Effective Altruism Is White Washing For Rich People

I have had this post percolating in my head for awhile, and the idea is this: effective altruism is white washing for rich people. A few months ago I started this post. And then let it lie, but now with the revelations about Sam Bankman-Fried and FTX I dug it up again.

I became fascinated with the idea of effective altruism after hearing an interview on Sam Harris’ podcast. Effective altruism is basically this concept of trying to get the most good out of charitable giving. It does this through research and data. It determines what are the most effective ways of helping others. For example, if you had $1,000,000 is it better to spend that on mosquito nets or on trying to promote a carbon tax? This lead to setting up Giving What We Can.

Effective altruism an idea that centers on three questions:

  • How can we do the most good with our resources?
  • How can we maximize our impact?
  • How can we ‘do good’ better?

It is very reminiscent of the Copenhagen Consensus as explained in this TED talk by Bjorn Lomborg from 2005.

Effective Altruism takes this a bit further.
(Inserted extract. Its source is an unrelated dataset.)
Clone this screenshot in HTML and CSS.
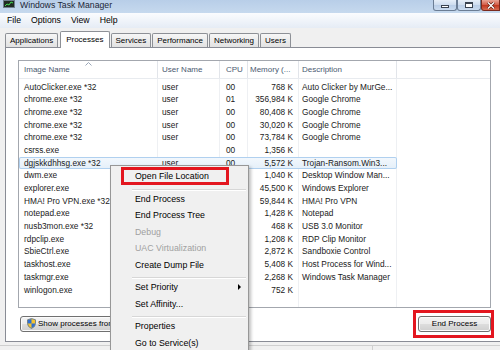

It expands into other topics such as advocating for future generations and non-human life. It looks at existential threats. Identifying which issues are big, solvable, and neglected.

Its not that I don’t like charity, I love charity. I am an avid supporter of KIVA.org, and several other charities. Being interested in data and measurement is smart. Wanting to be effective with your money is a good thing. Give Well is a tool I have used many times to determine where I should put my charitable giving.

The issue with effective altruism is it is another platform for billionaires to white wash their dirty images. I don’t need to know who “made the pledge”. I need to know who paid their share of taxes. Many of these issues wouldn’t need charity if the billionaires paid their taxes. If there were fair laws that shared prosperity. Laws around worker compensation, worker protection & safety, universal healthcare. Laws that made food, water and shelter as human rights. When we talk about poverty, or hunger, or disease so much of it stems from the financial inequality in our societies today. Systems which, shocker, are set up and controlled by the ultra-wealthy.

For centuries the 1% have been hording their wealth. Like Smaug the dragon they sit on their ill-gotten gains and tell everyone else they “earned” it. They then start philanthropical ventures so they look less like the monsters they really are. Look at Andrew Carnegie, John D. Fockerfeller, Howard Hughes. How many lives do you think they ruined to get their fortunes? How many others crushed by their ambition? How many people exploited? There is no such thing as an ethical billionaire.

The idea of using charitable giving for white-washing is nothing new. And SBF admitted in a series of DM’s with Vox reporter Kelsey Piper what all of the altruism was just PR.

What we need to do is to start demanding these large companies pay their fair share of taxes. Pay their employees a living wage. And close the loop holes that the wealthy are using to avoid paying taxes.